- Also known as: Son of the Savannah
- Based on: Orzowei by Alberto Manzi
- Written by: Alberto Manzi
- Story by: Alberto Manzi
- Directed by: Yves Allégret
- Starring: Peter Marshall Bonne Lundberg Stanley Baker Doris Kunstmann Vincenzo Crocitti
- Music by: Oliver Onions
- Country of origin: Italy; Germany;
- Original languages: Italian German English Spanish

Production
- Running time: 22 minutes

Original release
- Network: Rai 1
- Release: 1976 – 1977

= Orzowei =

First edition (publ. Bompiani)

Orzowei is a 1955 novel by Italian writer Alberto Manzi. It is an anti-racist educational story set in Southern Africa. Adaptations of the novel include a movie (Orzowei, il figlio della savana, 1976) and a popular TV series (1977).

==Plot==
Isa is a white boy who is abandoned in the jungle somewhere in Southern Africa. He is found and adopted by an old couple of a Swazi tribe. Isa is somewhat isolated in the tribe because of his white skin, and gets nicknamed "Orzowei", "the foundling"; his main antagonist is Mesei, the chief's son. Also because of his white skin, Isa is not accepted in the warrior society, despite successfully completing a painful initiation rite.
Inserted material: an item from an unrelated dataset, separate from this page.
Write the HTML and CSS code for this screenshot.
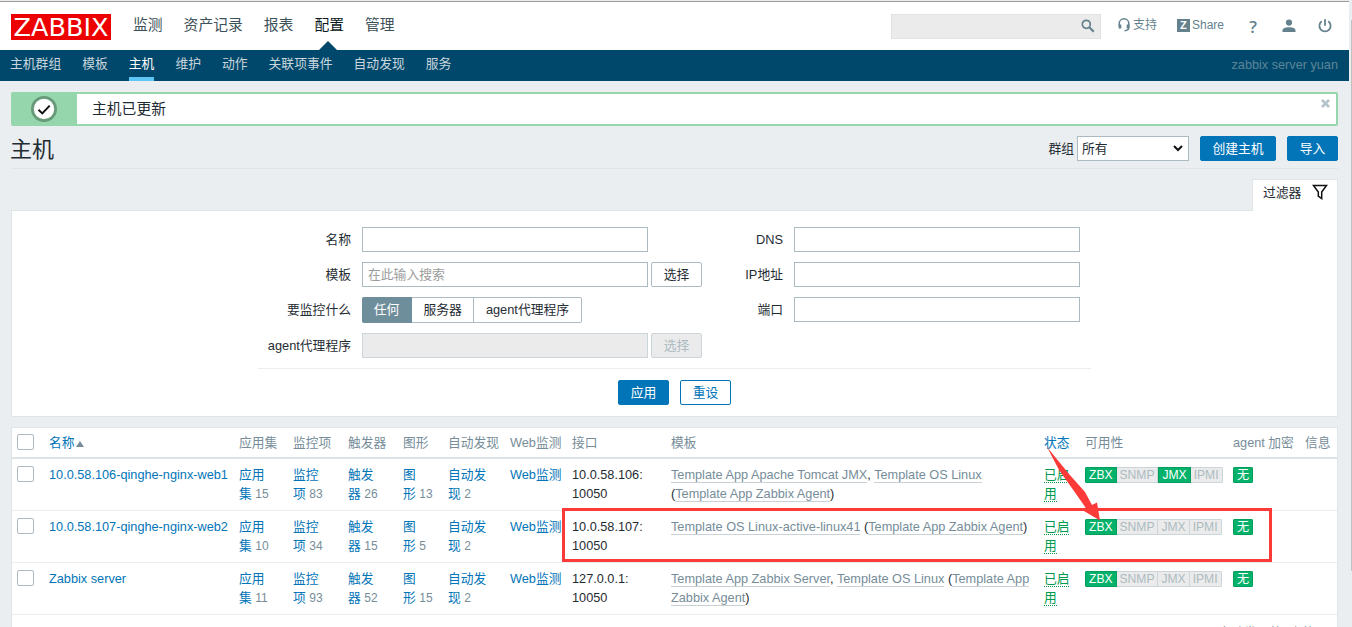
FILE: index.html
```html
<!DOCTYPE html>
<html lang="zh-CN">
<head>
    <meta charset="UTF-8">
    <meta name="viewport" content="width=device-width, initial-scale=1.0">
    <title>主机</title>
    <link rel="stylesheet" href="styles.css">
</head>
<body>
    <div class="page">
        <header class="top-nav">
            <a class="logo">ZABBIX</a>
            <nav class="main-menu">
                <a>监测</a>
                <a>资产记录</a>
                <a>报表</a>
                <a class="selected">配置</a>
                <a>管理</a>
            </nav>
            <div class="search">
                <svg width="14" height="14" viewBox="0 0 14 14" fill="none" stroke="#64818e"><circle cx="5.3" cy="5.3" r="4" stroke-width="1.7"/><path d="M8.3 8.3l4.5 4.5" stroke-width="2.2"/></svg>
            </div>
            <a class="top-link support">
                <svg width="12" height="14" viewBox="0 0 12 14" fill="none" stroke="#64818e" stroke-width="1.5"><path d="M1.2 8.500V5.600a4.800 4.800 0 0 1 9.600 0V9.500q0 3-4.300 3.200"/><path d="M2 6.500v4M10 6.500v4" stroke-width="2.600"/></svg>
                支持
            </a>
            <a class="top-link share">
                <span class="share-icon">Z</span>
                Share
            </a>
            <a class="top-icon help">?</a>
            <a class="top-icon">
                <svg width="14" height="14" viewBox="0 0 14 14" fill="#64818e"><circle cx="7" cy="3.6" r="3.1"/><path d="M.5 13V11.5C.5 9.4 3 8.2 7 8.2s6.5 1.2 6.5 3.3V13z"/></svg>
            </a>
            <a class="top-icon">
                <svg width="14" height="14" viewBox="0 0 14 14" fill="none" stroke="#64818e" stroke-width="1.8"><path d="M3.7 2.3a5.6 5.6 0 1 0 6.6 0M7 .3v6.4"/></svg>
            </a>
        </header>

        <nav class="sub-nav">
            <a>主机群组</a>
            <a>模板</a>
            <a class="selected">主机</a>
            <a>维护</a>
            <a>动作</a>
            <a>关联项事件</a>
            <a>自动发现</a>
            <a>服务</a>
            <span class="server-name">zabbix server yuan</span>
        </nav>

        <div class="msg-good">
            <div class="msg-icon">
                <svg width="26" height="26" viewBox="0 0 26 26"><circle cx="13" cy="13" r="11.6" fill="#fff" stroke="#679a78" stroke-width="2.8"/><path d="M7.5 13.8l3.8 3.6 7.4-7.8" fill="none" stroke="#111" stroke-width="2"/></svg>
            </div>
            <div class="msg-text">主机已更新</div>
            <svg class="msg-close" width="9" height="9" viewBox="0 0 9 9" stroke="#b5c4cb" stroke-width="2.6"><path d="M1 1l7 7M8 1L1 8"/></svg>
        </div>

        <div class="header-title">
            <h1>主机</h1>
            <label>群组</label>
            <div class="select">所有
                <svg width="10" height="7" viewBox="0 0 10 7" fill="none" stroke="#111" stroke-width="2"><path d="M1 1l4 4 4-4"/></svg>
            </div>
            <button class="btn create">创建主机</button>
            <button class="btn import">导入</button>
        </div>

        <div class="filter-tab-row">
            <div class="filter-tab">过滤器
                <svg width="16" height="16" viewBox="0 0 16 16" fill="none" stroke="#111" stroke-width="1.5"><path d="M1.5 1.5h13L9.7 8v6.5L6.3 12V8z"/></svg>
            </div>
        </div>

        <section class="filter">
            <div class="filter-columns">
                <div class="form-grid">
                    <label>名称</label>
                    <div class="field"><span class="input"></span></div>
                    <label>模板</label>
                    <div class="field"><span class="input placeholder">在此输入搜索</span><button class="btn grey">选择</button></div>
                    <label>要监控什么</label>
                    <div class="field radio">
                        <span class="checked">任何</span><span>服务器</span><span>agent代理程序</span>
                    </div>
                    <label>agent代理程序</label>
                    <div class="field"><span class="input disabled"></span><button class="btn grey disabled">选择</button></div>
                </div>
                <div class="form-grid right">
                    <label>DNS</label>
                    <div class="field"><span class="input"></span></div>
                    <label>IP地址</label>
                    <div class="field"><span class="input"></span></div>
                    <label>端口</label>
                    <div class="field"><span class="input"></span></div>
                </div>
            </div>
            <div class="filter-buttons">
                <button class="btn">应用</button>
                <button class="btn alt">重设</button>
            </div>
        </section>

        <div class="table-wrap">
            <table class="list-table">
                <colgroup>
                    <col class="c-check"><col class="c-name"><col class="c-apps"><col class="c-items"><col class="c-triggers"><col class="c-graphs"><col class="c-discovery"><col class="c-web"><col class="c-interface"><col class="c-templates"><col class="c-status"><col class="c-avail"><col class="c-enc"><col class="c-info">
                </colgroup>
                <thead>
                    <tr>
                        <th><span class="checkbox"></span></th>
                        <th><a>名称<span class="arrow-up"></span></a></th>
                        <th>应用集</th>
                        <th>监控项</th>
                        <th>触发器</th>
                        <th>图形</th>
                        <th>自动发现</th>
                        <th>Web监测</th>
                        <th>接口</th>
                        <th>模板</th>
                        <th><a>状态</a></th>
                        <th>可用性</th>
                        <th>agent 加密</th>
                        <th>信息</th>
                    </tr>
                </thead>
                <tbody>
                    <tr>
                        <td><span class="checkbox"></span></td>
                        <td><a>10.0.58.106-qinghe-nginx-web1</a></td>
                        <td><a>应用<br>集</a> <sup>15</sup></td>
                        <td><a>监控<br>项</a> <sup>83</sup></td>
                        <td><a>触发<br>器</a> <sup>26</sup></td>
                        <td><a>图<br>形</a> <sup>13</sup></td>
                        <td><a>自动发<br>现</a> <sup>2</sup></td>
                        <td><a>Web监测</a></td>
                        <td>10.0.58.106:<br>10050</td>
                        <td><a class="tpl">Template App Apache Tomcat JMX</a>, <a class="tpl">Template OS Linux</a><br>(<a class="tpl">Template App Zabbix Agent</a>)</td>
                        <td><a class="enabled">已启<br>用</a></td>
                        <td><div class="status"><span class="on">ZBX</span><span>SNMP</span><span class="on">JMX</span><span>IPMI</span></div></td>
                        <td><div class="status"><span class="on single">无</span></div></td>
                        <td></td>
                    </tr>
                    <tr>
                        <td><span class="checkbox"></span></td>
                        <td><a>10.0.58.107-qinghe-nginx-web2</a></td>
                        <td><a>应用<br>集</a> <sup>10</sup></td>
                        <td><a>监控<br>项</a> <sup>34</sup></td>
                        <td><a>触发<br>器</a> <sup>15</sup></td>
                        <td><a>图<br>形</a> <sup>5</sup></td>
                        <td><a>自动发<br>现</a> <sup>2</sup></td>
                        <td><a>Web监测</a></td>
                        <td>10.0.58.107:<br>10050</td>
                        <td><a class="tpl">Template OS Linux-active-linux41</a> (<a class="tpl">Template App Zabbix Agent</a>)</td>
                        <td><a class="enabled">已启<br>用</a></td>
                        <td><div class="status"><span class="on">ZBX</span><span>SNMP</span><span>JMX</span><span>IPMI</span></div></td>
                        <td><div class="status"><span class="on single">无</span></div></td>
                        <td></td>
                    </tr>
                    <tr>
                        <td><span class="checkbox"></span></td>
                        <td><a>Zabbix server</a></td>
                        <td><a>应用<br>集</a> <sup>11</sup></td>
                        <td><a>监控<br>项</a> <sup>93</sup></td>
                        <td><a>触发<br>器</a> <sup>52</sup></td>
                        <td><a>图<br>形</a> <sup>15</sup></td>
                        <td><a>自动发<br>现</a> <sup>2</sup></td>
                        <td><a>Web监测</a></td>
                        <td>127.0.0.1:<br>10050</td>
                        <td><a class="tpl">Template App Zabbix Server</a>, <a class="tpl">Template OS Linux</a> (<a class="tpl">Template App<br>Zabbix Agent</a>)</td>
                        <td><a class="enabled">已启<br>用</a></td>
                        <td><div class="status"><span class="on">ZBX</span><span>SNMP</span><span>JMX</span><span>IPMI</span></div></td>
                        <td><div class="status"><span class="on single">无</span></div></td>
                        <td></td>
                    </tr>
                </tbody>
            </table>
            <div class="table-stats">显示已自动发现的3中的3</div>
        </div>
    </div>

    <div class="scrollbar"></div>

    <!-- red marker around the second host -->
    <svg class="annotation" width="1352" height="627" viewBox="0 0 1352 627">
        <rect x="563.5" y="509.5" width="707" height="51" fill="none" stroke="#fc3b39" stroke-width="3"/>
        <path d="M1047 447L1069 474 1085 492 1092 505 1097 502.5 1100 520.5 1084 511 1085.500 507.500 1074 491 1059 470z" fill="#fc3b39"/>
    </svg>
</body>
</html>
```
FILE: styles.css
```css
* {
    box-sizing: border-box;
}
body {
    font-family: "Liberation Sans", "Noto Sans CJK SC", sans-serif;
    font-size: 12.8px;
    line-height: 19px;
    color: #1f2c33;
    background-color: #ebeef0;
    margin: 0;
    height: 627px;
    overflow: hidden;
    display: flex;
}
.page {
    width: 1349px;
    height: 627px;
    overflow: hidden;
    border-top: 1px solid #ebebeb;
}
.scrollbar {
    flex: 1;
    background-color: #c1c1c1;
    height: 551px;
    margin-top: 20px;
    margin-left: 2px;
}
.top-nav {
    height: 49px;
    background-color: #fff;
    border-top: 1px solid #9b9b9b;
    display: flex;
    align-items: center;
    padding: 0 17px 0 11px;
}
.logo {
    width: 100px;
    height: 26px;
    margin-top: 1px;
    background-color: #ed0000;
    color: #fff;
    font-family: "DejaVu Sans", sans-serif;
    font-size: 25.5px;
    line-height: 26px;
    text-align: center;
}
.main-menu {
    display: flex;
    flex: 1;
    gap: 21px;
    margin-left: 22px;
    align-self: stretch;
}
.main-menu a {
    position: relative;
    font-size: 14.8px;
    line-height: 46px;
    color: #3d515a;
}
.main-menu .selected {
    color: #0b1a22;
}
.main-menu .selected::after {
    content: "";
    position: absolute;
    left: 5px;
    bottom: 0;
    border: 9px solid transparent;
    border-top: 0;
    border-bottom: 9px solid #00486b;
}
.search {
    width: 210px;
    height: 25px;
    background-color: #ebebeb;
    border: 1px solid #e0e3e5;
    display: flex;
    align-items: center;
    justify-content: flex-end;
    padding-right: 5px;
}
.top-link {
    display: flex;
    align-items: center;
    margin-bottom: 2px;
    color: #64818e;
    font-size: 12px;
}
.support {
    gap: 3px;
    margin-left: 17px;
}
.share {
    gap: 2px;
    margin-left: 20px;
}
.share-icon {
    width: 13px;
    height: 13px;
    margin-top: 1px;
    background-color: #64818e;
    color: #fff;
    font-size: 11px;
    line-height: 13px;
    font-weight: bold;
    text-align: center;
}
.top-icon {
    display: flex;
    justify-content: center;
    width: 14px;
    margin-left: 22px;
    color: #64818e;
}
.help {
    font-family: "Open Sans", sans-serif;
    font-size: 17px;
    font-weight: 600;
}
.sub-nav {
    height: 31px;
    background-color: #00486b;
    display: flex;
    gap: 21px;
    padding: 0 11px 0 10px;
    line-height: 28px;
}
.sub-nav a {
    color: #c9d6dd;
}
.sub-nav .selected {
    color: #fff;
    border-bottom: 4px solid #5dc6f4;
}
.server-name {
    margin-left: auto;
    color: #5c8599;
    font-size: 12.7px;
    line-height: 31px;
}
.msg-good {
    display: flex;
    height: 34px;
    margin: 11px 11px 0;
    background-color: #fff;
    border: 2px solid #96d6ac;
    border-radius: 2px;
}
.msg-icon {
    width: 64px;
    padding: 2px 0 0 18px;
    background-color: #96d6ac;
}
.msg-text {
    flex: 1;
    font-size: 14.8px;
    line-height: 30px;
    padding-left: 15px;
}
.msg-close {
    margin: 5px 6px 0 0;
}
.header-title {
    display: flex;
    align-items: center;
    height: 43px;
    margin: 0 11px;
    padding-top: 3px;
    border-bottom: 1px solid #dfe4e7;
}
h1 {
    flex: 1;
    margin: 2px 0 0 -1px;
    font-size: 22px;
    font-weight: normal;
    line-height: 30px;
}
.select {
    display: flex;
    align-items: center;
    justify-content: space-between;
    width: 112px;
    height: 25px;
    margin-left: 3px;
    padding: 0 5px 0 4px;
    background-color: #fff;
    border: 1px solid #acbbc2;
}
.btn {
    width: 51px;
    height: 25px;
    padding: 0;
    font: inherit;
    line-height: 21px;
    color: #fff;
    background-color: #0275b8;
    border: 1px solid #0275b8;
    border-radius: 2px;
}
.create {
    width: 76px;
    margin-left: 11px;
}
.import {
    margin-left: 11px;
}
.filter-tab-row {
    display: flex;
    justify-content: flex-end;
    margin: 10px 11px 0;
}
.filter-tab {
    display: flex;
    align-items: center;
    gap: 11px;
    width: 86px;
    height: 32px;
    margin-bottom: -1px;
    padding: 0 0 7px 10px;
    background-color: #fff;
    border: 1px solid #dfe4e7;
    border-bottom: 0;
    z-index: 1;
}
.filter {
    height: 207px;
    margin: 0 11px;
    padding-top: 16px;
    background-color: #fff;
    border: 1px solid #dfe4e7;
}
.filter-columns {
    display: flex;
    width: 833px;
    height: 142px;
    margin: 0 auto;
    border-bottom: 1px solid #ebeef0;
}
.form-grid {
    display: grid;
    grid-template-columns: 93px 340px;
    grid-template-rows: 25px 25px 26px 25px;
    column-gap: 11px;
    row-gap: 10px;
}
.form-grid.right {
    grid-template-columns: 81px 286px;
}
.form-grid label {
    text-align: right;
    line-height: 25px;
}
.field {
    display: flex;
    gap: 3px;
}
.input {
    width: 286px;
    height: 25px;
    padding-left: 5px;
    line-height: 23px;
    border: 1px solid #acbbc2;
}
.placeholder {
    color: #9c9c9c;
}
.input.disabled {
    background-color: #ebebeb;
    border-color: #ccd5d9;
}
.btn.grey {
    color: #1f2c33;
    background-color: #fff;
    border-color: #acbbc2;
}
.btn.grey.disabled {
    background-color: #ebebeb;
    border-color: #ccd5d9;
    color: #acbbc2;
}
.radio {
    gap: 0;
}
.radio span {
    height: 26px;
    padding: 0 11.5px;
    line-height: 23px;
    border: 1px solid #acbbc2;
    border-left: 0;
}
.radio span:last-child {
    border-radius: 0 2px 2px 0;
}
.radio .checked {
    width: 50px;
    padding: 0;
    text-align: center;
    color: #fff;
    background-color: #6f8e9b;
    border-color: #6f8e9b;
    border-radius: 2px 0 0 2px;
}
.filter-buttons {
    display: flex;
    justify-content: center;
    gap: 11px;
    padding-top: 11px;
}
.btn.alt {
    color: #0275b8;
    background-color: #fff;
}
.table-wrap {
    height: 230px;
    margin: 10px 11px 0;
    background-color: #fff;
    border: 1px solid #dfe4e7;
}
.list-table {
    width: 1325px;
    table-layout: fixed;
    border-collapse: separate;
    border-spacing: 0;
    font-size: 12.72px;
}
.c-check { width: 32px; }
.c-name { width: 190px; }
.c-apps { width: 54px; }
.c-items { width: 55px; }
.c-triggers { width: 55px; }
.c-graphs { width: 45px; }
.c-discovery { width: 62px; }
.c-web { width: 62px; }
.c-interface { width: 99px; }
.c-templates { width: 373px; }
.c-status { width: 41px; }
.c-avail { width: 148px; }
.c-enc { width: 72px; }
.list-table th,
.list-table td {
    padding: 6px 0 0 5px;
    text-align: left;
    vertical-align: top;
    white-space: nowrap;
}
.list-table th {
    height: 31px;
    padding-top: 5px;
    font-weight: normal;
    color: #768d99;
    border-bottom: 2px solid #dce2e5;
}
.list-table td {
    height: 52px;
    border-bottom: 1px solid #ebeef0;
}
.list-table a {
    color: #0275b8;
}
.list-table a.tpl {
    color: #768d99;
    border-bottom: 1px solid #c8d1d6;
}
.list-table a.enabled {
    color: #009a4d;
    border-bottom: 1px dotted #009a4d;
}
.list-table sup {
    font-size: 12px;
    line-height: 1;
    vertical-align: baseline;
    color: #768d99;
}
.checkbox {
    display: block;
    width: 17px;
    height: 16px;
    margin-top: 1px;
    border: 1px solid #acbbc2;
    border-radius: 2px;
}
.arrow-up {
    display: inline-block;
    margin-left: 2px;
    border: 4px solid transparent;
    border-top: 0;
    border-bottom: 6px solid #768d99;
}
.status {
    display: inline-flex;
    margin-top: 2px;
    border-radius: 2px;
    overflow: hidden;
}
.status span {
    height: 16px;
    padding: 0 3px;
    font-size: 12.1px;
    line-height: 14px;
    color: #acbbc2;
    background-color: #ebebeb;
    border: 1px solid #ccd5d9;
    border-left: 0;
}
.status .on {
    color: #fff;
    background-color: #06b26b;
    border: 1px solid #009f5b;
}
.table-stats {
    padding: 8px 15px 0;
    text-align: right;
    color: #768d99;
}
.annotation {
    position: absolute;
    left: 0;
    top: 0;
}
```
He ultimately chooses to leave the village, and later joins a tribe of Bushmen. The wise Bushman Pao accepts him in his family and teaches him love and respect for all people, independent of colour. When the Swazi and Bushmen get on a war footing, Pao's teachings help Isa put an end to the conflict, thereby beating his all-time enemy Mesei.

==Adaptation==

The novel was first adapted as a movie in a 1976 Italian/German production entitled Orzowei, il figlio della savana ("Orzowei, Son of the Savannah"). In 1977, the TV series Orzowei was aired on RAI 1 (Italy's primary national television) featuring Peter Marshall as Orzowei. The TV series was very popular, partly due to a very successful soundtrack by Oliver Onions.

Davide Fabbri provided a drawn cover for an edition of the book published in June 1984.